• _Written instruction_: Exactly as written, quote every line that follows, skipping the images.
++++
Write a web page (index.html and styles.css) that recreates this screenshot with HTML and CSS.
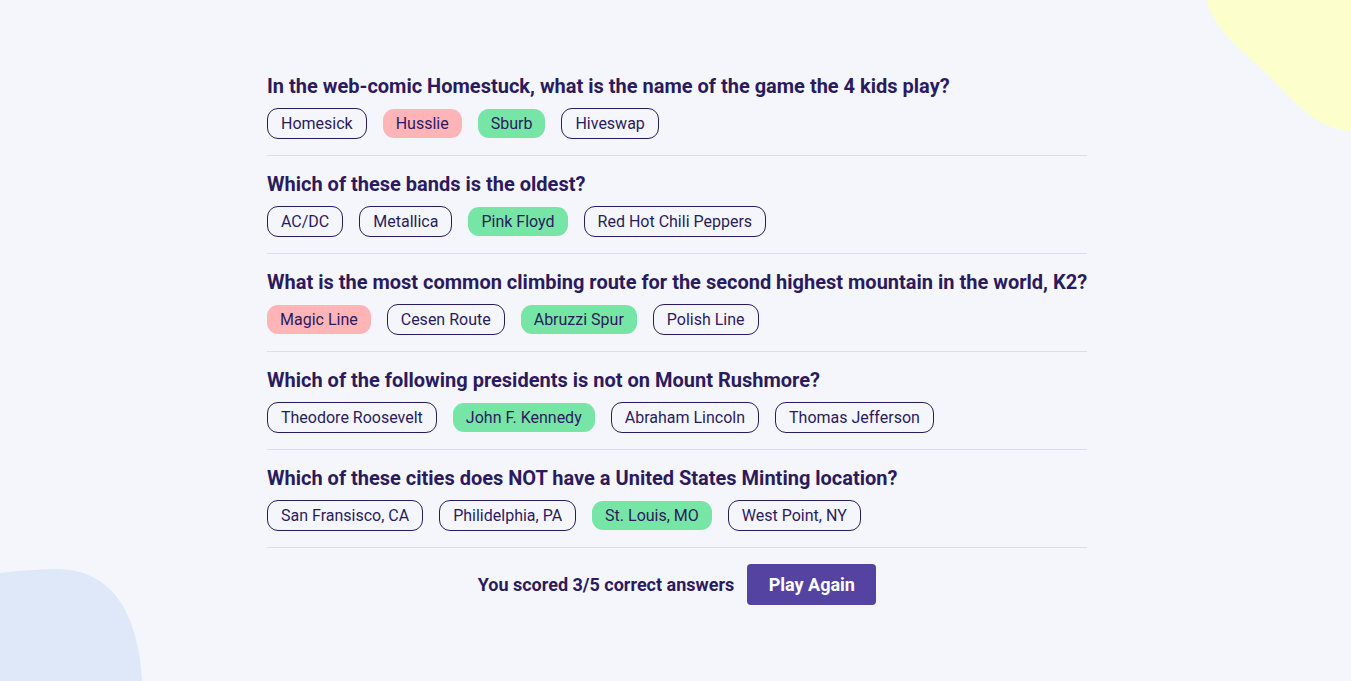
FILE: index.html
```html
<!DOCTYPE html>
<html lang="en">
<head>
<meta charset="utf-8">
<title>Quizzical</title>
<link rel="stylesheet" href="styles.css">
</head>
<body>
<svg class="blobs" width="1351" height="681" viewBox="0 0 1351 681" aria-hidden="true">
  <path fill="#fcffcc" d="M1207,0 C1212,25 1235,45 1260,67 C1290,95 1310,128 1351,131 L1351,0 Z"/>
  <path fill="#dee8f8" d="M0,573 C25,570 45,569 58,569 C110,570 138,610 142,681 L0,681 Z"/>
</svg>
<main class="page">
  <section class="quiz">
    <div class="question">
      <h2 class="q-title">In the web-comic Homestuck, what is the name of the game the 4 kids play?</h2>
      <div class="answers">
        <span class="answer">Homesick</span>
        <span class="answer wrong">Husslie</span>
        <span class="answer correct">Sburb</span>
        <span class="answer">Hiveswap</span>
      </div>
    </div>
    <div class="question">
      <h2 class="q-title">Which of these bands is the oldest?</h2>
      <div class="answers">
        <span class="answer">AC/DC</span>
        <span class="answer">Metallica</span>
        <span class="answer correct">Pink Floyd</span>
        <span class="answer">Red Hot Chili Peppers</span>
      </div>
    </div>
    <div class="question">
      <h2 class="q-title">What is the most common climbing route for the second highest mountain in the world, K2?</h2>
      <div class="answers">
        <span class="answer wrong">Magic Line</span>
        <span class="answer">Cesen Route</span>
        <span class="answer correct">Abruzzi Spur</span>
        <span class="answer">Polish Line</span>
      </div>
    </div>
    <div class="question">
      <h2 class="q-title">Which of the following presidents is not on Mount Rushmore?</h2>
      <div class="answers">
        <span class="answer">Theodore Roosevelt</span>
        <span class="answer correct">John F. Kennedy</span>
        <span class="answer">Abraham Lincoln</span>
        <span class="answer">Thomas Jefferson</span>
      </div>
    </div>
    <div class="question">
      <h2 class="q-title">Which of these cities does NOT have a United States Minting location?</h2>
      <div class="answers">
        <span class="answer">San Fransisco, CA</span>
        <span class="answer">Philidelphia, PA</span>
        <span class="answer correct">St. Louis, MO</span>
        <span class="answer">West Point, NY</span>
      </div>
    </div>
    <div class="result">
      <p class="score">You scored 3/5 correct answers</p>
      <button class="play-btn">Play Again</button>
    </div>
  </section>
</main>
</body>
</html>
```

FILE: styles.css
```css
* { box-sizing: border-box; }

html, body {
  margin: 0;
  padding: 0;
  height: 100%;
}

body {
  background: #f5f6fb;
  font-family: Roboto, "Liberation Sans", sans-serif;
  color: #2b1b5e;
  overflow: hidden;
  position: relative;
}

.blobs {
  position: absolute;
  top: 0;
  left: 0;
  z-index: 0;
  display: block;
}

.page {
  position: relative;
  z-index: 1;
  display: flex;
  justify-content: center;
  padding-left: 3px;
  padding-top: 74px;
}

.quiz {
  width: 820px;
}

.question {
  padding-bottom: 16px;
  margin-bottom: 16px;
  border-bottom: 1px solid #dbdbf3;
}

.q-title {
  margin: 0;
  font-size: 20px;
  line-height: 24px;
  font-weight: 700;
  color: #2b1b5e;
  white-space: nowrap;
}

.answers {
  display: flex;
  align-items: center;
  gap: 16px;
  margin-top: 10px;
  height: 31px;
}

.answer {
  display: inline-block;
  font-size: 16px;
  line-height: 19px;
  padding: 5px 13px;
  border: 1px solid #2b1b5e;
  border-radius: 11px;
  color: #2b1b5e;
}

.answer.wrong {
  background: #ffb5b8;
  border: none;
}

.answer.correct {
  background: #77e5a6;
  border: none;
}

.result {
  display: flex;
  justify-content: center;
  align-items: center;
  gap: 13px;
}

.score {
  margin: 0;
  font-size: 18px;
  font-weight: 700;
  color: #2b1b5e;
}

.play-btn {
  font-family: inherit;
  font-size: 18px;
  font-weight: 700;
  color: #fff;
  background: #5443a0;
  border: none;
  border-radius: 4px;
  width: 129px;
  height: 41px;
  padding: 0;
}
```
++++
• _Exercise response_:
Write a web page (index.html and styles.css) that recreates this screenshot with HTML and CSS.
FILE: index.html
```html
<!DOCTYPE html>
<html lang="en">
<head>
<meta charset="utf-8">
<title>Quizzical</title>
<link rel="stylesheet" href="styles.css">
</head>
<body>
<svg class="blobs" width="1351" height="681" viewBox="0 0 1351 681" aria-hidden="true">
  <path fill="#fcffcc" d="M1207,0 C1212,25 1235,45 1260,67 C1290,95 1310,128 1351,131 L1351,0 Z"/>
  <path fill="#dee8f8" d="M0,573 C25,570 45,569 58,569 C110,570 138,610 142,681 L0,681 Z"/>
</svg>
<main class="page">
  <section class="quiz">
    <div class="question">
      <h2 class="q-title">In the web-comic Homestuck, what is the name of the game the 4 kids play?</h2>
      <div class="answers">
        <span class="answer">Homesick</span>
        <span class="answer wrong">Husslie</span>
        <span class="answer correct">Sburb</span>
        <span class="answer">Hiveswap</span>
      </div>
    </div>
    <div class="question">
      <h2 class="q-title">Which of these bands is the oldest?</h2>
      <div class="answers">
        <span class="answer">AC/DC</span>
        <span class="answer">Metallica</span>
        <span class="answer correct">Pink Floyd</span>
        <span class="answer">Red Hot Chili Peppers</span>
      </div>
    </div>
    <div class="question">
      <h2 class="q-title">What is the most common climbing route for the second highest mountain in the world, K2?</h2>
      <div class="answers">
        <span class="answer wrong">Magic Line</span>
        <span class="answer">Cesen Route</span>
        <span class="answer correct">Abruzzi Spur</span>
        <span class="answer">Polish Line</span>
      </div>
    </div>
    <div class="question">
      <h2 class="q-title">Which of the following presidents is not on Mount Rushmore?</h2>
      <div class="answers">
        <span class="answer">Theodore Roosevelt</span>
        <span class="answer correct">John F. Kennedy</span>
        <span class="answer">Abraham Lincoln</span>
        <span class="answer">Thomas Jefferson</span>
      </div>
    </div>
    <div class="question">
      <h2 class="q-title">Which of these cities does NOT have a United States Minting location?</h2>
      <div class="answers">
        <span class="answer">San Fransisco, CA</span>
        <span class="answer">Philidelphia, PA</span>
        <span class="answer correct">St. Louis, MO</span>
        <span class="answer">West Point, NY</span>
      </div>
    </div>
    <div class="result">
      <p class="score">You scored 3/5 correct answers</p>
      <button class="play-btn">Play Again</button>
    </div>
  </section>
</main>
</body>
</html>
```

FILE: styles.css
```css
* { box-sizing: border-box; }

html, body {
  margin: 0;
  padding: 0;
  height: 100%;
}

body {
  background: #f5f6fb;
  font-family: Roboto, "Liberation Sans", sans-serif;
  color: #2b1b5e;
  overflow: hidden;
  position: relative;
}

.blobs {
  position: absolute;
  top: 0;
  left: 0;
  z-index: 0;
  display: block;
}

.page {
  position: relative;
  z-index: 1;
  display: flex;
  justify-content: center;
  padding-left: 3px;
  padding-top: 74px;
}

.quiz {
  width: 820px;
}

.question {
  padding-bottom: 16px;
  margin-bottom: 16px;
  border-bottom: 1px solid #dbdbf3;
}

.q-title {
  margin: 0;
  font-size: 20px;
  line-height: 24px;
  font-weight: 700;
  color: #2b1b5e;
  white-space: nowrap;
}

.answers {
  display: flex;
  align-items: center;
  gap: 16px;
  margin-top: 10px;
  height: 31px;
}

.answer {
  display: inline-block;
  font-size: 16px;
  line-height: 19px;
  padding: 5px 13px;
  border: 1px solid #2b1b5e;
  border-radius: 11px;
  color: #2b1b5e;
}

.answer.wrong {
  background: #ffb5b8;
  border: none;
}

.answer.correct {
  background: #77e5a6;
  border: none;
}

.result {
  display: flex;
  justify-content: center;
  align-items: center;
  gap: 13px;
}

.score {
  margin: 0;
  font-size: 18px;
  font-weight: 700;
  color: #2b1b5e;
}

.play-btn {
  font-family: inherit;
  font-size: 18px;
  font-weight: 700;
  color: #fff;
  background: #5443a0;
  border: none;
  border-radius: 4px;
  width: 129px;
  height: 41px;
  padding: 0;
}
```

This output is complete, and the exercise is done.